Buying Power

Putting Olive Oil in a Squeeze Bottle Earned This Startup a Cult Following

Graza upended the cluttered category with an often-forgotten innovation: Clever package design.

In the spring of 2023, a fight broke out on LinkedIn over olive oil. Or, to be more specific, olive oil bottles. Andrew Benin, the co-founder and chief executive officer of the olive oil startup Graza, was miffed that Brightland, a competitor, had packaged its new herb-infused Pizza Oil in a squeezable plastic bottle—Graza’s signature packaging—instead of the traditional glass. “#Copycat culture is an incessant part of our entrepreneurial landscape,” he posted. The spat spilled into food media, and a few days later, Benin returned to LinkedIn to apologize, saying he was “heated, and reacted poorly.” (Brightland, for its part, never commented publicly.)

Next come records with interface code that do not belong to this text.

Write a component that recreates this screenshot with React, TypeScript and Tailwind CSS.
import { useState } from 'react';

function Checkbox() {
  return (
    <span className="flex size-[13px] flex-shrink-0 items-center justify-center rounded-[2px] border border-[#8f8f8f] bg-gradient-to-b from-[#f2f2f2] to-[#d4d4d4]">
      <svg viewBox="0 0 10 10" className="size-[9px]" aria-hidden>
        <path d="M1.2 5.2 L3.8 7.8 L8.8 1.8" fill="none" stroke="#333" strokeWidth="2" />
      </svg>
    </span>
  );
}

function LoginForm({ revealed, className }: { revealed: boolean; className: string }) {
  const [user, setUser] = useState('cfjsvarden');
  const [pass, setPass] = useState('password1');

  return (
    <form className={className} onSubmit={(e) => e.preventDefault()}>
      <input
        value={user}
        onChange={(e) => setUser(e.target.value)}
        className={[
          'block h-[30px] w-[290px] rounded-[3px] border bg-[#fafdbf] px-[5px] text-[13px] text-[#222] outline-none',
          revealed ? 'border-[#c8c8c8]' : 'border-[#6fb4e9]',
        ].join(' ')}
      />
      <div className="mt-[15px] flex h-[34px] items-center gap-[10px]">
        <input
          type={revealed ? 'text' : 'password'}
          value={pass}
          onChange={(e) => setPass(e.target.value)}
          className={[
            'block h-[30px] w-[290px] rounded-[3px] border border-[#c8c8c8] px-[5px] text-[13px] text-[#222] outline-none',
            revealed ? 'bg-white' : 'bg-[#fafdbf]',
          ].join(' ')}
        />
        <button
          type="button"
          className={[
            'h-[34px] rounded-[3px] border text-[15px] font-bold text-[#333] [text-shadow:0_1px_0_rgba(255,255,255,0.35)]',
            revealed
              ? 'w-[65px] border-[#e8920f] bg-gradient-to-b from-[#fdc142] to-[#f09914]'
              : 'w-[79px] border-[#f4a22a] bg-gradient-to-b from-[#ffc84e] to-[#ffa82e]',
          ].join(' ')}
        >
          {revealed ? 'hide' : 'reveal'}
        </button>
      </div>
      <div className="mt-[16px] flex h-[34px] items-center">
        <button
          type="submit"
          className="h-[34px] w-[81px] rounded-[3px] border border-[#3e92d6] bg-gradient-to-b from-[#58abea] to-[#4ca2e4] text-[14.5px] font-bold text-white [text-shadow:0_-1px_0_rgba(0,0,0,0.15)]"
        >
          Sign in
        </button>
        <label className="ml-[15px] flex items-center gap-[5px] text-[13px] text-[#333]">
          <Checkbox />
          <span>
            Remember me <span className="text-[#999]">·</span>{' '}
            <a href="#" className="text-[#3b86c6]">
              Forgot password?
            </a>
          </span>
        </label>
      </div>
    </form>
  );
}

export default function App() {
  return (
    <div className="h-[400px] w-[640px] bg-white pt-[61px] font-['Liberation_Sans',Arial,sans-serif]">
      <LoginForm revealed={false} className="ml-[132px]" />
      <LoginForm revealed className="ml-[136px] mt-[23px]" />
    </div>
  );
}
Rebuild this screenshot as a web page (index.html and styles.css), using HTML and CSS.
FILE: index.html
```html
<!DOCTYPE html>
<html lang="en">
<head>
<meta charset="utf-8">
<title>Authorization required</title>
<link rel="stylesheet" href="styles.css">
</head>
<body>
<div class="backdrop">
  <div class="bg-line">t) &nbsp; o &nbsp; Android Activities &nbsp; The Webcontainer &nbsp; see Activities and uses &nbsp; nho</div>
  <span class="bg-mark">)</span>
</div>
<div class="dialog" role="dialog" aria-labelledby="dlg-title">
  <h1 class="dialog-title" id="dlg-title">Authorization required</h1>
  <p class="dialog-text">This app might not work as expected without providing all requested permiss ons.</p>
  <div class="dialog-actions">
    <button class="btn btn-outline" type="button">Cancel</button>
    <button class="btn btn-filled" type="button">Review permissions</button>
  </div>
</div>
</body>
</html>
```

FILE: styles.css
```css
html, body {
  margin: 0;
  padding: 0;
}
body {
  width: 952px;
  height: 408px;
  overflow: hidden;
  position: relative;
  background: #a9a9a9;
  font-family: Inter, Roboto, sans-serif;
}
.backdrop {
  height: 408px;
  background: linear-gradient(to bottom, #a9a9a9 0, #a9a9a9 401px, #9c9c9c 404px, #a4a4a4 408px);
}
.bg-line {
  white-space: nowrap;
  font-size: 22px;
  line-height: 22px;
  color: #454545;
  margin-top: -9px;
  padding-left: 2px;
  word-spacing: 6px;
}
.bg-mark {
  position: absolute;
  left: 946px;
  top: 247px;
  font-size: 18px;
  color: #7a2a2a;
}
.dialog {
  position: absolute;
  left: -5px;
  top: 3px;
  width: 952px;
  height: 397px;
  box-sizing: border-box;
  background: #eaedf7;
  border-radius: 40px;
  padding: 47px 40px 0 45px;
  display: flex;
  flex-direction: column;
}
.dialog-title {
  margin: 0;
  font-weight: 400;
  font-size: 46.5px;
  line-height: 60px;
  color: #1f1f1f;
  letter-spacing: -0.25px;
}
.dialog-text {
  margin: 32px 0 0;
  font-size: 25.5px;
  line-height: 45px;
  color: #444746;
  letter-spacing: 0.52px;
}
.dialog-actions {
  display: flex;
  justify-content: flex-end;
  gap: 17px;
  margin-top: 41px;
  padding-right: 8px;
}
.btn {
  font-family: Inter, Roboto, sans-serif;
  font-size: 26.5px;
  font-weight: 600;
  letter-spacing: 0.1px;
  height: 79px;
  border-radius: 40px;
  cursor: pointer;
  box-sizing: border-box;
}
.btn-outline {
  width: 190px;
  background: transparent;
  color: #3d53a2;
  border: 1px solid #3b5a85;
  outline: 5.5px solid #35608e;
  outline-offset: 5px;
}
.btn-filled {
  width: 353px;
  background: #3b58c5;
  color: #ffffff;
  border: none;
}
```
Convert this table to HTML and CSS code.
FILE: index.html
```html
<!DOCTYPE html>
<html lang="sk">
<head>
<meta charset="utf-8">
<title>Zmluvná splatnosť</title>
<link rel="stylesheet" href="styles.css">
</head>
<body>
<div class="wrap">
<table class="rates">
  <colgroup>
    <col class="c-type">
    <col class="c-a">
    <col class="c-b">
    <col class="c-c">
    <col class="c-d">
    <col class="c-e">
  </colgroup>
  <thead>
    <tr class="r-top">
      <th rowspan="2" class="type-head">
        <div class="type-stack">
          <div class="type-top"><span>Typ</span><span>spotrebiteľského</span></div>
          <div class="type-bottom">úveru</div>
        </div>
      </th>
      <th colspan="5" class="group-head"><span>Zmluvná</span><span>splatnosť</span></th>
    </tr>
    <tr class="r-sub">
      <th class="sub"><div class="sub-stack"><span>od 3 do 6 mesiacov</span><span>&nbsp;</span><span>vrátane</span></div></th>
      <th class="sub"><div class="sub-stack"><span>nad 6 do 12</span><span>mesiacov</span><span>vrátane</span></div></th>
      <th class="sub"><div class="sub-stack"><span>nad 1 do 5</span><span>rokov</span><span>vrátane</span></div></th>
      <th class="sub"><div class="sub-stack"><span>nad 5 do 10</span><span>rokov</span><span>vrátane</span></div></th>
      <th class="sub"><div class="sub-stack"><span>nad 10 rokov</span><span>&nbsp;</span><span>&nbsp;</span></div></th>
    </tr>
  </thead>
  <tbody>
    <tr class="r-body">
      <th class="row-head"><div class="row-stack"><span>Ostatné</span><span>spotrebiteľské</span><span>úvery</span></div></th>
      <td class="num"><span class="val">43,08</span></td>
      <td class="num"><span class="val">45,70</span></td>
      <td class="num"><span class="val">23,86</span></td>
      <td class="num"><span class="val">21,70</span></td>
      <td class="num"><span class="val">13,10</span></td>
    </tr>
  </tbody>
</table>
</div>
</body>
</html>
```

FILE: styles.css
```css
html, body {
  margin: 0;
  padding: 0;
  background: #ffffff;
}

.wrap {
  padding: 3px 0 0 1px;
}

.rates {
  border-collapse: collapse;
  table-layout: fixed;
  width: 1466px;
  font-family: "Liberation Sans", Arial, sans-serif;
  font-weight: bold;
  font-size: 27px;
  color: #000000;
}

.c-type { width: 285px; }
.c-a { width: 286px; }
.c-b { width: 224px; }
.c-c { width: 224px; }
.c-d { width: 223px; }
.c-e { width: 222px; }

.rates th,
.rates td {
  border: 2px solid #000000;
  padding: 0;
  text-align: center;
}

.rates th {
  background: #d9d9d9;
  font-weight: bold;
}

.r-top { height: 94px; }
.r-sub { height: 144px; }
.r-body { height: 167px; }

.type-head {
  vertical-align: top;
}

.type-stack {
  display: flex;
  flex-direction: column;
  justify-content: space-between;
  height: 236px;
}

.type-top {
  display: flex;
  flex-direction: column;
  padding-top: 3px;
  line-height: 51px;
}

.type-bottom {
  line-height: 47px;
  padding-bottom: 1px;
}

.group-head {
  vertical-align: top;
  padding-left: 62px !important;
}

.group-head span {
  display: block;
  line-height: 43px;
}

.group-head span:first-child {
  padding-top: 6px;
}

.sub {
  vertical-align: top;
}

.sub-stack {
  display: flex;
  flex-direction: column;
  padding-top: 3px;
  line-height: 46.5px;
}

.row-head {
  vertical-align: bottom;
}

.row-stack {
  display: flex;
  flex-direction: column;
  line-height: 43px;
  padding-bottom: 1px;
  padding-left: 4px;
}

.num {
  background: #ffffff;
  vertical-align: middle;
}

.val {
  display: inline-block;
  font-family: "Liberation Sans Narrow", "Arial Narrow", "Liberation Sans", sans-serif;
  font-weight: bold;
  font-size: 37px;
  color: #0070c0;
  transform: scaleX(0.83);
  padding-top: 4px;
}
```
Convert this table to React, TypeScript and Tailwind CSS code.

Still, Benin says, he was heated for a reason. “It was a wake-up call for us,” he tells me now. Graza had introduced its two olive oils—Sizzle, for cooking with heat, and Drizzle, for dipping and, well, drizzling—less than two years earlier, and so far had enjoyed explosive success. Even well-funded packaged food startups owned by famous chefs tend to have a hard time getting onto shelves at the US’s biggest retailers. But a little more than a year after it hit the market, Graza was already in Whole Foods and preparing to expand its distribution to both Walmart and Target.